It's Christmas time again and parents around the UK desperately rack their brains to come up with the perfect gift for their offspring
Written by Jane Wakefield, Contributor

Barbie.com may offer the answer to every little girl's dreams with its Barbie PC, complete with pink flowers adorning the screen and keyboard. Mattel, the people who make Barbie, also offers a racing car shaped computer for the boys.

The computer industry is obviously still living in the days of Peter and Jane, the books a generation of kids grew up on, believing mums and daughters wore pinnies and lived in the kitchen while dads and sons took things to pieces in the garage. Nowadays such books are banned from schools and teachers spend their time making sure the boys play in the home corner and the girls play their fair share of footie. What good is being done by our teachers is being undermined if those little girls are going home to log on to the fluffy world of Barbie on their flowery PCs.
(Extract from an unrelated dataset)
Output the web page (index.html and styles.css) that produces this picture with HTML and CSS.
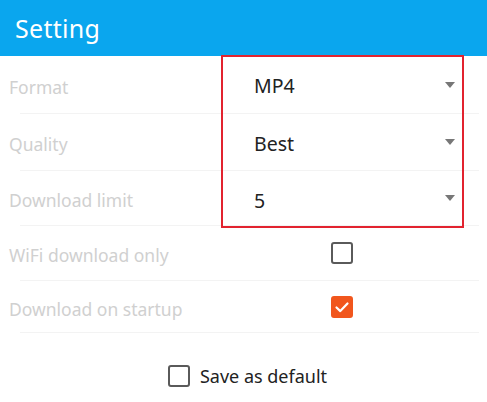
FILE: index.html
```html
<!DOCTYPE html>
<html>
<head>
<meta charset="utf-8">
<link rel="stylesheet" href="styles.css">
</head>
<body>
<div class="app">
  <header class="appbar"><h1 class="title">Setting</h1></header>
  <main class="settings">
    <div class="row r1">
      <span class="label">Format</span>
      <div class="value select"><span class="val">MP4</span><span class="caret"></span></div>
    </div>
    <div class="row r2">
      <span class="label">Quality</span>
      <div class="value select"><span class="val">Best</span><span class="caret"></span></div>
    </div>
    <div class="row r3">
      <span class="label">Download limit</span>
      <div class="value select"><span class="val">5</span><span class="caret"></span></div>
    </div>
    <div class="row r4">
      <span class="label">WiFi download only</span>
      <div class="value check-cell"><span class="box"></span></div>
    </div>
    <div class="row r5">
      <span class="label">Download on startup</span>
      <div class="value check-cell"><span class="box checked"><svg viewBox="0 0 22 22" width="22" height="22"><path d="M5.5 11.5l3.8 3.6 7.2-7.6" fill="none" stroke="#fff" stroke-width="2.2" stroke-linecap="round" stroke-linejoin="round"/></svg></span></div>
    </div>
    <div class="highlight"></div>
  </main>
  <footer class="footer">
    <label class="save"><span class="box"></span><span class="save-text">Save as default</span></label>
  </footer>
</div>
</body>
</html>
```

FILE: styles.css
```css
* { box-sizing: border-box; }
html, body { margin: 0; padding: 0; background: #fff; }
body { font-family: "Noto Sans", "Open Sans", "Liberation Sans", sans-serif; width: 487px; height: 402px; overflow: hidden; }
.appbar { height: 56px; background: #0aa6ee; display: flex; align-items: center; padding-left: 15px; }
.title { margin: 0; color: #fff; font-weight: 400; font-size: 25px; letter-spacing: 0.3px; }
.settings { position: relative; }
.row { display: flex; align-items: center; height: 58px; margin-left: 20px; margin-right: 8px; border-bottom: 1px solid #f3f3f3; }
.row.r2 { height: 57px; }
.row.r3 { height: 55px; }
.row.r4 { height: 55px; }
.row.r5 { height: 52px; }
.label { width: 212px; margin-left: -11px; font-size: 17.5px; color: #d0d0d0; padding-top: 4px; }
.value { flex: 1; display: flex; align-items: center; }
.select { padding-left: 33px; padding-right: 24px; }
.val { flex: 1; font-size: 19.5px; color: #222; padding-top: 2px; }
.r3 .val { padding-top: 5px; }
.caret { width: 0; height: 0; border-left: 5.5px solid transparent; border-right: 5.5px solid transparent; border-top: 6px solid #777; }
.check-cell { padding-left: 110px; }
.box { width: 22px; height: 22px; border: 2px solid #5a5a5a; border-radius: 3px; display: inline-flex; }
.box.checked { background: #f1561d; border-color: #f1561d; align-items: center; justify-content: center; }
.box.checked svg { margin: -2px; }
.highlight { position: absolute; left: 221px; top: -1px; width: 243px; height: 173px; border: 2px solid #e2232f; pointer-events: none; }
.footer { display: flex; justify-content: center; padding-top: 31px; }
.save { display: flex; align-items: center; gap: 10px; padding-left: 8px; }
.save-text { font-size: 18px; color: #222; }
```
Such perpetuation of stereotypes has to be a bad thing, especially given the perception that technology is still a "boys' thing". While women in techie jobs are still in the minority, on the Internet the girls are catching up. According to a MORI survey, women now make up 43 percent of the online population. Women are also spending more, although one study found that women prefer to window shop rather than buy.

This might account for the slow start women sites like handbag.com and charlottestreet are experiencing. The Daily Mail, backers of charlottestreet, announced this week that they are not entirely happy with the success of the site and will be making changes to attract more users.

I think part of the problem might be that women resent the idea of having special sites dedicated to them. Women's magazines have always been as avidly read by boyfriends as by the women themselves and it seems an odd idea to have women-only Internet sites. I personally have not logged on to any of them, not out of burning feminism but more because I am just not very interested. The idea of "chatting" to other women about issues that affect me is one of the biggest turn-offs I can imagine and if I want to go Net shopping I will go to specific shopping sites.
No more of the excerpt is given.